2ème commandement : La liberté d’expression
Avec le show qu’il réalise pour la défense de son album « Medine France » à l’imagerie Black Panther, Medine évoque également en toute confidence à son public sa reconversion du rap par une prise de parole qu’il conclut par « j’en ai plus pour longtemps à mon avis ». Pour autant, il compte toujours porter la voix de ceux qui l’ont porté depuis plus de vingt ans. Il explique même se considérer comme « privilégié » de pouvoir témoigner de « la douleur que certains ne peuvent exprimer ». Parmi ces douleurs, il y a la liberté d’expression, que le rappeur voit diminuer « chaque fois que (il) passe en concert ». Ce qui n’est pas sans rappeler que la veille, la journaliste Ariane Lavrilleux sortait de 39heures de garde à vue pour avoir dénoncé le contenu de dossiers classés Secret Défense dans l’entente franco-égyptienne concernant l’opération « Sirli ».
3ème commandement : L’école de la république havraise
Pour l’éducation, Medine ne manque pas de faire remarquer à son public, et notamment à Sakhina, une fille choisie dans le public pour interpréter un morceau, qu’ici « ce n’est pas l’école de Gabriel Attal, on ne fait pas ce qu’on veut » lorsque celle-ci fait remarquer à Medine qu’elle veut chanter un autre morceau que celui proposé par l’artiste. Puis, quelques morceaux plus tard, Medine est assis sur une mallette qui représente son « grenier à seum », une métaphore pour parler de tous les sujets pour lesquels l’artiste a encore des ressentiments forts. Il évoque cette « prof de compta » qui lui aurait dit lors d’un conseil de classe lorsqu’il était au lycée qu’il se « retrouvera un jour dans des attentats » avant de se demander ce qu’elle répondra « quand elle (le) verra dans les livres d’histoire de ses terminales ». Tout en poésie.
Puis, après une heure de show où il fit tomber la veste, casquette vissée sur la tête, Medine ambitionne la municipalité du Havre en 2026 au profit d’Edouard Philippe, l’autre « barbu » de la ville. À la fin du morceau, le public est instantanément plongé dans le noir. Puis l’artiste revient avec son équipe –batteur, DJ et backeur- pour interpréter le morceau « La France au Rap Français », expliquant « ne plus faire de concert » mais « des meetings ».

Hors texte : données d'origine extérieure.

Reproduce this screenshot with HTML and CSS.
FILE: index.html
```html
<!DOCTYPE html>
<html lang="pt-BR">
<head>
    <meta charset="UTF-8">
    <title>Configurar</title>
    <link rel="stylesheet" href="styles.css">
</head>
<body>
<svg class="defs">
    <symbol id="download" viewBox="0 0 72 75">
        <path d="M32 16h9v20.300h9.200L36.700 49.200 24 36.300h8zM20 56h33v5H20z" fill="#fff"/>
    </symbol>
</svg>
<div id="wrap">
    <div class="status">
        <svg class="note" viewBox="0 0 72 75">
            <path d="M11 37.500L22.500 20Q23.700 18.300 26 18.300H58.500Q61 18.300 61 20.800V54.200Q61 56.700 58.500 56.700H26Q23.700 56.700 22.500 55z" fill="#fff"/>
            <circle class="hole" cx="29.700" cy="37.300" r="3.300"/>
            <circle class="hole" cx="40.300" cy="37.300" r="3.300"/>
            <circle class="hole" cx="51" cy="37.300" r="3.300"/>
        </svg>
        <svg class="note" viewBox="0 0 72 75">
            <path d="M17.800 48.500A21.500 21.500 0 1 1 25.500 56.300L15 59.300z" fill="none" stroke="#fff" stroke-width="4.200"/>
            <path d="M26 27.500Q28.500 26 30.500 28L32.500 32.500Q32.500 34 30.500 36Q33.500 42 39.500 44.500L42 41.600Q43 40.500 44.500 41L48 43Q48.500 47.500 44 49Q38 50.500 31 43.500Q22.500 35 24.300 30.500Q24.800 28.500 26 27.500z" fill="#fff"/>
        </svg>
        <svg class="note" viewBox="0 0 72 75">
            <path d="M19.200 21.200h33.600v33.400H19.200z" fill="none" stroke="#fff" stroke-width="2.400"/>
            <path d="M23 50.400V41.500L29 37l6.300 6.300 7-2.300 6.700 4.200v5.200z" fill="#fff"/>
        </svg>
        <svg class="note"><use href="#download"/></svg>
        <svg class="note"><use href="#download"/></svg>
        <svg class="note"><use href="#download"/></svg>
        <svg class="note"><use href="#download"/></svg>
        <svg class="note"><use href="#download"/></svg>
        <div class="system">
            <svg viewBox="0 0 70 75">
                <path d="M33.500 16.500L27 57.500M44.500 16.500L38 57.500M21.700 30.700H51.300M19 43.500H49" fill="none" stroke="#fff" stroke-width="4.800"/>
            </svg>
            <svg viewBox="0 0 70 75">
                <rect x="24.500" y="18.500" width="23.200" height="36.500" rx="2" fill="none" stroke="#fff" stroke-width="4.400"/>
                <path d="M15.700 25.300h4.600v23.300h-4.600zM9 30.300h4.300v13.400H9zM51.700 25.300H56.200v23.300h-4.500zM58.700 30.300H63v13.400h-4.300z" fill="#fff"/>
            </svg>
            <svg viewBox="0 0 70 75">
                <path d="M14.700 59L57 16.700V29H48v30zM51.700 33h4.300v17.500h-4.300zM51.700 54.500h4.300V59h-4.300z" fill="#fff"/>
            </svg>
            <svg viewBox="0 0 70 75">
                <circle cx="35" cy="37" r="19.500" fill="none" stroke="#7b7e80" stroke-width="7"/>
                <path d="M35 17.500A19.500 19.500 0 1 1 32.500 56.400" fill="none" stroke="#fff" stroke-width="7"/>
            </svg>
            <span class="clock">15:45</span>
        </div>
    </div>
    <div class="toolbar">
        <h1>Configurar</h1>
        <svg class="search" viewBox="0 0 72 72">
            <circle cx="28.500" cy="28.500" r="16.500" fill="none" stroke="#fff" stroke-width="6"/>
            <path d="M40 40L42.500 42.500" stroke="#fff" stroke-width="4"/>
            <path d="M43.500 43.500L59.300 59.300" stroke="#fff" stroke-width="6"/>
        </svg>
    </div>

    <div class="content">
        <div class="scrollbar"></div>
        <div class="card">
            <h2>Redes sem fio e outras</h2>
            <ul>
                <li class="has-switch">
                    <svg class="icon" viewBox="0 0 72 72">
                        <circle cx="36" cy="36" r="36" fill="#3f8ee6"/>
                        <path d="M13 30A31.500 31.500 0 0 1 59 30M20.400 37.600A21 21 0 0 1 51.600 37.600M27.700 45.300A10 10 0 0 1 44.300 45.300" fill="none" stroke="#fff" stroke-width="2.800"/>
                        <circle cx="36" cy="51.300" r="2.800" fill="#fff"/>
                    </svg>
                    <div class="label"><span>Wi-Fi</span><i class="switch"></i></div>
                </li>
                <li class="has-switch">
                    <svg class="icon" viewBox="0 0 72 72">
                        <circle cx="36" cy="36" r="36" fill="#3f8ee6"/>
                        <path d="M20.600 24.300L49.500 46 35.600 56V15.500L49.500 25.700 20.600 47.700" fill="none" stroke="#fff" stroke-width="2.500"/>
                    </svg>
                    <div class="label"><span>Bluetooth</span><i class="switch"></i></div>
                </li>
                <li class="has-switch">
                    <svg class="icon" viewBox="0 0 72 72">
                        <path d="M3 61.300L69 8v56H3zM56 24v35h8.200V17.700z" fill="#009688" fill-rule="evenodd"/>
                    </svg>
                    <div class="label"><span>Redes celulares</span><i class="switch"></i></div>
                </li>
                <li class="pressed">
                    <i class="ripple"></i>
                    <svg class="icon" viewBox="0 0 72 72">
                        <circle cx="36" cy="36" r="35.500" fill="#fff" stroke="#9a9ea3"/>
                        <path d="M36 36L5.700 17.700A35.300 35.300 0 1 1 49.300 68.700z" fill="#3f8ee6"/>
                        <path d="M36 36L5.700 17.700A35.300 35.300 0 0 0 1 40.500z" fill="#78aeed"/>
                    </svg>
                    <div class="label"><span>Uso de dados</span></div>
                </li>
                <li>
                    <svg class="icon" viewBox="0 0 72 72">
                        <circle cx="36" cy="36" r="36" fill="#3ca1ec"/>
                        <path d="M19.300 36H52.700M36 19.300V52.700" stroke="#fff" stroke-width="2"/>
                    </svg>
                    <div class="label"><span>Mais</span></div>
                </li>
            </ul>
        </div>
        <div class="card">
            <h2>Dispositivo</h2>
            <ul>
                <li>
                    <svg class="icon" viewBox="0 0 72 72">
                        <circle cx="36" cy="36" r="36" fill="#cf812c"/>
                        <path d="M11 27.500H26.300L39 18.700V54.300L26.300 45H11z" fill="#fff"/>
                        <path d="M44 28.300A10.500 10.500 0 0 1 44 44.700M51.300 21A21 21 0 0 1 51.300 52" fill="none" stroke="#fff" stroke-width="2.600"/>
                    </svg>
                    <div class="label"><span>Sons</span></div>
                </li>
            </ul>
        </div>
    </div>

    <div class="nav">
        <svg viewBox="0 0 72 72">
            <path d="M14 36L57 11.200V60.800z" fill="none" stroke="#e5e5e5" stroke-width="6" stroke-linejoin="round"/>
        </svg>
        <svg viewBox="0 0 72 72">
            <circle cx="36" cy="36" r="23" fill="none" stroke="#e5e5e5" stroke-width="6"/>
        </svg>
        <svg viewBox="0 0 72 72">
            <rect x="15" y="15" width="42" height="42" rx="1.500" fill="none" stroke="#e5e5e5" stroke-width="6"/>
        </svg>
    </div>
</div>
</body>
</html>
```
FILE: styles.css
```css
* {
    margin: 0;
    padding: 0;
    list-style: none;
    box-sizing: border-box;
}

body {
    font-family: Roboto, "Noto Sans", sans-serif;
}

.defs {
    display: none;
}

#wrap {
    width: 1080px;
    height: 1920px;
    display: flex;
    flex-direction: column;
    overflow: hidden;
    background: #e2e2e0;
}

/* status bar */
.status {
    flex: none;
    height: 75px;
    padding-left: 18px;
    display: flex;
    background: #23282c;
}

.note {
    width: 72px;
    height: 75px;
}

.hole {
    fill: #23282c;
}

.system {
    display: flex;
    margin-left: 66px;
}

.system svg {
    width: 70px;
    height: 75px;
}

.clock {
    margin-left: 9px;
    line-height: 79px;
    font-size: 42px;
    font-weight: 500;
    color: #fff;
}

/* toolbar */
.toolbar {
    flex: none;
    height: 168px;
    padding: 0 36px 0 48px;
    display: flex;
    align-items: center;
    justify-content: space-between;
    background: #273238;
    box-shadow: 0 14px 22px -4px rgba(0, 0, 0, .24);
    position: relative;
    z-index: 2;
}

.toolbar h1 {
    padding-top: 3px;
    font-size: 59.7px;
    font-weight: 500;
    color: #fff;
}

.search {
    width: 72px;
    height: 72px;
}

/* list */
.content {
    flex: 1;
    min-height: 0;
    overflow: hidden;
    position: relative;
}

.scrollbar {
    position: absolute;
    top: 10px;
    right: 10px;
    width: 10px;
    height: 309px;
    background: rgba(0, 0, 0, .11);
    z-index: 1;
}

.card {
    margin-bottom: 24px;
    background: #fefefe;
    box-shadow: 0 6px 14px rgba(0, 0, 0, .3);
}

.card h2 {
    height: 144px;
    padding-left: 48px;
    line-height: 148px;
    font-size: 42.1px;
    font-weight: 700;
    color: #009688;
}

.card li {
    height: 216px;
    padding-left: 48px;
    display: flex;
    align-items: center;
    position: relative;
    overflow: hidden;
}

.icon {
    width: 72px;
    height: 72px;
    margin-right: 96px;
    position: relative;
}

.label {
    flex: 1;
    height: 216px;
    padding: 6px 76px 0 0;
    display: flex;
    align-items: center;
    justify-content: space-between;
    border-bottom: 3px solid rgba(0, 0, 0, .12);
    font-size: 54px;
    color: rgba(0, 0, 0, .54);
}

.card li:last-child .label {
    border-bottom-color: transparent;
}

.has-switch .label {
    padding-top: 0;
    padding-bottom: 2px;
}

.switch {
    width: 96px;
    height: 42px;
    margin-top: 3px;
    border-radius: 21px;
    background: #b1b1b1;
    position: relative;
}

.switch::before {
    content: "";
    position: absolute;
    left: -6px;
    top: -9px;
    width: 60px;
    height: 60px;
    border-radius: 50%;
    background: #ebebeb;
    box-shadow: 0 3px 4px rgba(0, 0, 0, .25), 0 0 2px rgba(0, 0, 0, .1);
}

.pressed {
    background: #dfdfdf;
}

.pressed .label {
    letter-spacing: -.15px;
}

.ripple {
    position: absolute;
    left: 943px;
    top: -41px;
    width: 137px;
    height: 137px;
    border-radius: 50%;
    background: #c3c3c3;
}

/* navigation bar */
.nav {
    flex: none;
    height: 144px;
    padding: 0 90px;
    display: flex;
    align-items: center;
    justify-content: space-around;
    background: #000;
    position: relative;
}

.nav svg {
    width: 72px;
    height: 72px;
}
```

4ème commandement : décentraliser le pays avant Paris 2024
Jusqu’alors, Medine affiche donc dans son « meeting », un programme assez simple, « basique » (comme dirait Orelsan, NDLR). Puis, dans les dernières minutes du show, il évoque l’envie de décentraliser la France « qu’il aime ». Cette idée trouve un écho à travers le morceau « Grand Paris », véritable succès de son album « Grand Medine », où le Havrais explique faire partie de cette ‘France périphérique’ à quelques heures du centre-ville de la capitale. Lorsqu’il chante un refrain remixé pour l’occasion « Lyon influence Paname, Paname influence le Monde », le rappeur donne également à la capitale des gaules un statut de Grand-Paris, preuve que, selon lui, il en est fini de la toute la puissance Parisienne, mais plutôt du retour en force des « classes laborieuses » des villes de Province.

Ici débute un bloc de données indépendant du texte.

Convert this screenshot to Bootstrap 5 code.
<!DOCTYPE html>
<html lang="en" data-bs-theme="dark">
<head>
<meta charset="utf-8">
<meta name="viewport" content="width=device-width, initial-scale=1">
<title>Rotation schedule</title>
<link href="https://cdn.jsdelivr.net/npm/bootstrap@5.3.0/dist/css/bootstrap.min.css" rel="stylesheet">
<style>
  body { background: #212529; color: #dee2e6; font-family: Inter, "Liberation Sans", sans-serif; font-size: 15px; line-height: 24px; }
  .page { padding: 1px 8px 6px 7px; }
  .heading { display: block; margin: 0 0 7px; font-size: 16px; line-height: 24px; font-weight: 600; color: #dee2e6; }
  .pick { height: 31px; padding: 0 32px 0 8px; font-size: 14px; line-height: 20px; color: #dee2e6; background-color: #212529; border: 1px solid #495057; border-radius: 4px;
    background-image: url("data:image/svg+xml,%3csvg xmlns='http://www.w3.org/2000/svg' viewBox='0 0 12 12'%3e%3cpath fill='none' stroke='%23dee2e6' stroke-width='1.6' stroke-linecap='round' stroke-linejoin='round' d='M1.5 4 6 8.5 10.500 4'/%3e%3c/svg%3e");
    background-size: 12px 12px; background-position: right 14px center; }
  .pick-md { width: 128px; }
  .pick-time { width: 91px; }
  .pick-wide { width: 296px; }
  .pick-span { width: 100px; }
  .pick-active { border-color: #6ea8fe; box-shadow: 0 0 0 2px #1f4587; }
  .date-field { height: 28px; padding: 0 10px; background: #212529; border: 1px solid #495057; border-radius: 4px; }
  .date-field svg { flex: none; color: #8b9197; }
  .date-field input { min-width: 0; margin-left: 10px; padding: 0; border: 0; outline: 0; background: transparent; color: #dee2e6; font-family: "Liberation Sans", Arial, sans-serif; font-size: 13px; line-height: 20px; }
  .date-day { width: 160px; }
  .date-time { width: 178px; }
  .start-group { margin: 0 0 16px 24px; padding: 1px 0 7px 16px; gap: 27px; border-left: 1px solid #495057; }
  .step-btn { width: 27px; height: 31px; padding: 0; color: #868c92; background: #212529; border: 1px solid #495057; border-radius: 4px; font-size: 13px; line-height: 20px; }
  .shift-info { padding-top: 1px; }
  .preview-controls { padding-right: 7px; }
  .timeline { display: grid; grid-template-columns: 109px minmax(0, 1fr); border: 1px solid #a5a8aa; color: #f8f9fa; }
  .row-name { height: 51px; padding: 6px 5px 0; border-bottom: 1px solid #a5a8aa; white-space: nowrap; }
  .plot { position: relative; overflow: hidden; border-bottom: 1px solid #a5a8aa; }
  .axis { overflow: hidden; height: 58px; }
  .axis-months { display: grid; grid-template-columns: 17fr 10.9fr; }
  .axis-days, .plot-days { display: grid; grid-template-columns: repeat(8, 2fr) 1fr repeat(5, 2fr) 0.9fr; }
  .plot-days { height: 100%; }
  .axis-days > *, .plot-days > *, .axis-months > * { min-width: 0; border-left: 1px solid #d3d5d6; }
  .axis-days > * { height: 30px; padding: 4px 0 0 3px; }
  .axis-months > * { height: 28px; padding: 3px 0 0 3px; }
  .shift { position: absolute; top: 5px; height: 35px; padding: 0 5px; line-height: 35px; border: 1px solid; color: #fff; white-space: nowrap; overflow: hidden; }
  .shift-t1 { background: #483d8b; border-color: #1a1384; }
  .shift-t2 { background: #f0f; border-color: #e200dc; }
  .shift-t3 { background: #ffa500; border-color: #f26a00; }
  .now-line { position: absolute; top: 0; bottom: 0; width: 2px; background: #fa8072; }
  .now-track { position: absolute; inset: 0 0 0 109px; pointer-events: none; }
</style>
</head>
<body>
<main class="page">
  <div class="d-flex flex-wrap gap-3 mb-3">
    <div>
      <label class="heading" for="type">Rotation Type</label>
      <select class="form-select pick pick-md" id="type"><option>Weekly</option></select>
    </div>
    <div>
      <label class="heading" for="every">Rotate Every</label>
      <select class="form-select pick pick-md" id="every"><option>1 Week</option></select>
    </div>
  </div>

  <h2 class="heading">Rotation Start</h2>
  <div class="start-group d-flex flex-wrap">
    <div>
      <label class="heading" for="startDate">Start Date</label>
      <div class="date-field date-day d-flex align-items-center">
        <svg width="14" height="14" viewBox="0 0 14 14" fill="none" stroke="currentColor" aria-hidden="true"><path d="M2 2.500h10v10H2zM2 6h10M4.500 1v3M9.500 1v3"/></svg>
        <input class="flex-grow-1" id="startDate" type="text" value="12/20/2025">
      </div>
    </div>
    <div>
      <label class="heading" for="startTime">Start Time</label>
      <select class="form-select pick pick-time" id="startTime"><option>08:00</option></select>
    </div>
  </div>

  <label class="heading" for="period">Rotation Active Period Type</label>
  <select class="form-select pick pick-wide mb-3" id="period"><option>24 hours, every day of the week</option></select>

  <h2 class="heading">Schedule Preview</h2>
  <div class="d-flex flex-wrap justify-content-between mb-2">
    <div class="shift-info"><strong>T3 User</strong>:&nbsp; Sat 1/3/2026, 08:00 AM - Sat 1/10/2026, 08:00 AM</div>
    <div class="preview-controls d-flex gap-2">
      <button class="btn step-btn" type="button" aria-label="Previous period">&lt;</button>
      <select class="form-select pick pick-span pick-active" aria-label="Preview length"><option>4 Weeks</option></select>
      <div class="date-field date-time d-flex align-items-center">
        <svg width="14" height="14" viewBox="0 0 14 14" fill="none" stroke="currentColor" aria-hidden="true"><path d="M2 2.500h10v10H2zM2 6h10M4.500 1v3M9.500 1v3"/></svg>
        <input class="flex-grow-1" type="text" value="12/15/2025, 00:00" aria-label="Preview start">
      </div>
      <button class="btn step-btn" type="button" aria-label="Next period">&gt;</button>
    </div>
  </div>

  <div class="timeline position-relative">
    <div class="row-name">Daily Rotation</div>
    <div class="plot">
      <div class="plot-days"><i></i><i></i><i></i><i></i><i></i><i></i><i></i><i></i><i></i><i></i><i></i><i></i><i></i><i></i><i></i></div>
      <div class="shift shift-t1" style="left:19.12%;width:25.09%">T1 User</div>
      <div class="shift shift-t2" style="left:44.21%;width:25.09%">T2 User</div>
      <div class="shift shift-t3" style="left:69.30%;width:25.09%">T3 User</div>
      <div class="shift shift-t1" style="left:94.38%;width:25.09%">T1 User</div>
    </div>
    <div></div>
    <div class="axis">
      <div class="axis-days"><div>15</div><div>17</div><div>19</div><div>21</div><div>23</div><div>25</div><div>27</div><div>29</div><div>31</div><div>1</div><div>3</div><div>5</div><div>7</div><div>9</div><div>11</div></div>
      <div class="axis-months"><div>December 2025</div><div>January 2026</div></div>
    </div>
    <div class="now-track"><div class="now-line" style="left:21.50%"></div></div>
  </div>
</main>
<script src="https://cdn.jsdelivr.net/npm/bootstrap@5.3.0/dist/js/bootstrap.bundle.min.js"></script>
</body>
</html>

Enfin, afin de continuer dans ce thème au milieu de son show, Medine n’oublie pas de donner des éléments du réel, comme le rendez-vous « ce samedi 23 pour une manifestation nationale à l’appel de toutes les organisations » contre les violences policières. Les rassemblements semblent importants pour lui, et font partie de son quotidien, comme le rappelle sa présence au contre-événement-concert organisé le 1er mai dernier lors de la venue de Marine Le Pen au Havre pour la réalisation d’un banquet pour la « Fête de la Nation » du RN.
« N’oubliez pas les lyrics »
Vers la fin du concert, voyant un public rajeuni ne connaissant pas toutes les paroles de ses morceaux, Medine développe un nouvel ‘événement-happening’ : « N’oublions pas les lyrics ». Une parodie du jeu « N’oublions pas les paroles » de Nagui, version rap. Le présentateur Nagui, une des personnalités publiques télévisuelles préférées des français est ici utilisé par Medine, ainsi que la musique du générique de son émission, comme preuve que l’artiste s’intéresse à tous les français, même les retraités derrière leur télévision. Les invités de cette émission « test » rendent crédible le jeu. Matthieu, Max, Bilal et Sakhina choisis sur le tard, interprètent des morceaux de sa discographie allant de « L’école de la vie » sortie en 2004 au morceau « Brassens » sorti en 2018. Puis, l’auteur de l’album « 11 Septembre, Récit du 11ème jour » termine cette soirée en chantant qu’il « s’intéresse pas aux SDF mais à ceux qui les fabriquent » et rappelle que « L’amour des siens c’est pas la haine des autres ». Comme un joli clin d’œil aux Remparts Lyonnais.

22h40, les lumières se rallument, Medine a disparu pour de bon. Les murs et le public en transpirent encore. Parmi les quelques irréductibles -ou incrédules- fans qui pensent que leur artiste va revenir sur scène une dernière fois pour leur dire ‘Au Revoir’, certains entonnent de nouveaux chants. Entre les drapeaux de la Jeune Garde – groupe antiraciste lyonnais- brandis avec le message « Justice pour Nahel » que Medine a également tenu entre ses mains ; et ceux de la GALE (Groupe Antifascite Lyon et Environs, NDLR), des lambdas se voient distribuer des tracts de l’ « antifafest », avec un rendez-vous pris le 30 novembre. Medine sera en figure de proue de cet Huma à la sauce lyonnaise qui fêtera son dixième anniversaire où « concerts et conférences » seront réalisées « en soutien aux luttes antifascistes ». Preuve que pour l’Arabian Panther, le combat en musique ou en débats, est loin d’être terminé.